Fri, Jul 20
This is (unsurprisingly) still going on. Over the last 30 days we have ~10k unique fields. A quick parse shows the average days has at least 1000 fields, and the worst ~1600. This seems like a problem that needs a better solution than asking developers to pretty-please log within this (unwritten) set of guidelines. As time goes by, a pre-defined list of a hundred or so fields that will be indexed starts to seem reasonable. It would be nice if somehow we could manage to copy the text content of all the rest of it into some unstructured indexed field so that it's still searchable, but not the end of the world.
Thu, Jul 19
Parsing is one of the more expensive things in mediawiki. Due to the expense the ParserOutput is serialized into a multi-layer cache (memcached, then mysql) so for the most part you shouldn't have to actually do the parsing. Probably this could be done via the parse api, but we explicitly ask other people not to do that and download dumps (across all wikis it's something like 250-300M pages to parse).
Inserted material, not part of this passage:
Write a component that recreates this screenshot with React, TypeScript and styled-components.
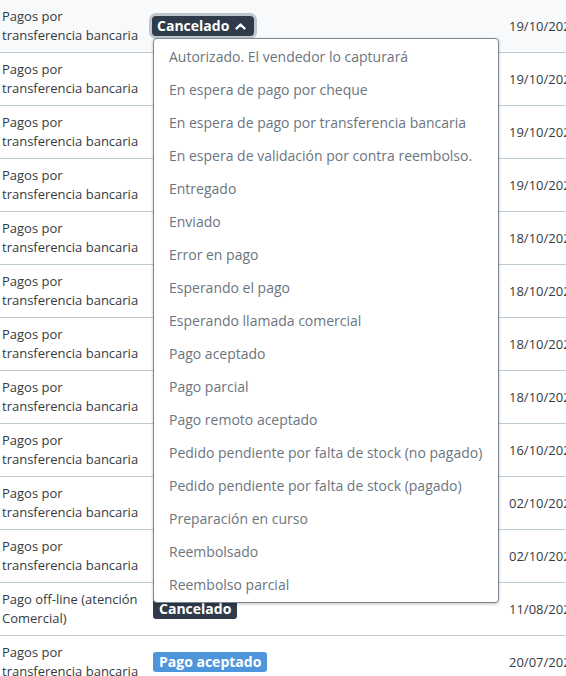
import { createGlobalStyle } from "styled-components";
import styled from "styled-components";

const GlobalStyle = createGlobalStyle`
  html, body {
    margin: 0;
    padding: 0;
    background: #ffffff;
    font-family: "Open Sans", "Noto Sans", sans-serif;
    overflow: hidden;
  }
`;

type Order = {
  payment: string;
  status: string;
  date: string;
};

//--------------------------------------------------------------------------

const orders: Order[] = [
  { payment: "Pagos por transferencia bancaria", status: "Cancelado", date: "19/10/2024" },
  { payment: "Pagos por transferencia bancaria", status: "", date: "19/10/2024" },
  { payment: "Pagos por transferencia bancaria", status: "", date: "19/10/2024" },
  { payment: "Pagos por transferencia bancaria", status: "", date: "19/10/2024" },
  { payment: "Pagos por transferencia bancaria", status: "", date: "18/10/2024" },
  { payment: "Pagos por transferencia bancaria", status: "", date: "18/10/2024" },
  { payment: "Pagos por transferencia bancaria", status: "", date: "18/10/2024" },
  { payment: "Pagos por transferencia bancaria", status: "", date: "18/10/2024" },
  { payment: "Pagos por transferencia bancaria", status: "", date: "16/10/2024" },
  { payment: "Pagos por transferencia bancaria", status: "", date: "02/10/2024" },
  { payment: "Pagos por transferencia bancaria", status: "", date: "02/10/2024" },
  { payment: "Pago off-line (atención Comercial)", status: "Cancelado", date: "11/08/2024" },
  { payment: "Pagos por transferencia bancaria", status: "Pago aceptado", date: "20/07/2024" },
];

const statuses = [
  "Autorizado. El vendedor lo capturará",
  "En espera de pago por cheque",
  "En espera de pago por transferencia bancaria",
  "En espera de validación por contra reembolso.",
  "Entregado",
  "Enviado",
  "Error en pago",
  "Esperando el pago",
  "Esperando llamada comercial",
  "Pago aceptado",
  "Pago parcial",
  "Pago remoto aceptado",
  "Pedido pendiente por falta de stock (no pagado)",
  "Pedido pendiente por falta de stock (pagado)",
  "Preparación en curso",
  "Reembolsado",
  "Reembolso parcial",
];

const badgeColors: Record<string, string> = {
  Cancelado: "#2f3a4a",
  "Pago aceptado": "#4e96dc",
};

//--------------------------------------------------------------------------

const ChevronUp = () => (
  <svg width="11" height="8" viewBox="0 0 11 8" aria-hidden>
    <path d="M1.5 6.5 L5.5 2.5 L9.5 6.5" fill="none" stroke="#fff" strokeWidth="2.4" strokeLinecap="round" strokeLinejoin="round" />
  </svg>
);

export default function App() {
  return (
    <>
      <GlobalStyle />
      <Table>
        {orders.map((order, i) => (
          <Row key={i} $active={i === 0}>
            <PaymentCell>{order.payment}</PaymentCell>
            <StatusCell>
              {i === 0 ? (
                <DropdownWrap>
                  <Toggle $color={badgeColors[order.status]}>
                    {order.status}
                    <ChevronUp />
                  </Toggle>
                  <Menu>
                    {statuses.map(s => (
                      <MenuItem key={s}>{s}</MenuItem>
                    ))}
                  </Menu>
                </DropdownWrap>
              ) : order.status ? (
                <Badge $color={badgeColors[order.status]}>{order.status}</Badge>
              ) : null}
            </StatusCell>
            <DateCell>{order.date}</DateCell>
          </Row>
        ))}
      </Table>
    </>
  );
}

const Table = styled.div`
  width: 640px;
  display: flex;
  flex-direction: column;
`;

const Row = styled.div<{ $active?: boolean }>`
  display: grid;
  grid-template-columns: 151px 356px auto;
  align-items: center;
  height: 52px;
  border-bottom: 1px solid #bccbd2;
  background: ${p => (p.$active ? "#f8f9fb" : "#ffffff")};
  padding-left: 2px;
  color: #363a41;
  font-size: 13px;
  line-height: 19px;
`;

const PaymentCell = styled.div`
  padding-right: 10px;
`;

const StatusCell = styled.div`
  display: flex;
  align-items: center;
`;

const DateCell = styled.div`
  white-space: nowrap;
`;

const Badge = styled.span<{ $color: string }>`
  display: inline-flex;
  align-items: center;
  gap: 6px;
  height: 20px;
  padding: 0 6px;
  border-radius: 3px;
  background: ${p => p.$color};
  color: #ffffff;
  font-weight: 700;
  font-size: 14px;
  line-height: 20px;
`;

const DropdownWrap = styled.div`
  position: relative;
`;

const Toggle = styled(Badge)`
  margin-left: -1px;
  box-shadow: 0 0 0 3px #bfc6ce;
  border-radius: 4px;
  padding: 0 8px 0 5px;
`;

const Menu = styled.div`
  position: absolute;
  top: 22px;
  left: 0;
  width: 346px;
  padding: 1px 0;
  background: #ffffff;
  border: 1px solid #7b8894;
  border-radius: 4px;
  box-shadow: 0 1px 3px rgba(0, 0, 0, 0.25);
  z-index: 10;
  box-sizing: border-box;
`;

const MenuItem = styled.div`
  height: 33px;
  display: flex;
  align-items: center;
  padding-left: 15px;
  color: #6c7580;
  font-size: 14px;
  white-space: nowrap;
`;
Probably some code could be written and run in the production job queue to iterate through all the pages and emit some data to be picked up in analytics, but I can't really guess at how long that would run or how much concurrency would be reasonable. You also have alternate datastores like restbase/cassandra that have the rendered html stored in a database. I don't know enough about the storage model to say if that would be easy to source from or not.
Wed, Jul 18
Ran a quick test for data volume we will be shipping over kafka, looks like we will be generating around 2-3GB of compressed (~15GB uncompressed) data into kafka from the once a week batches.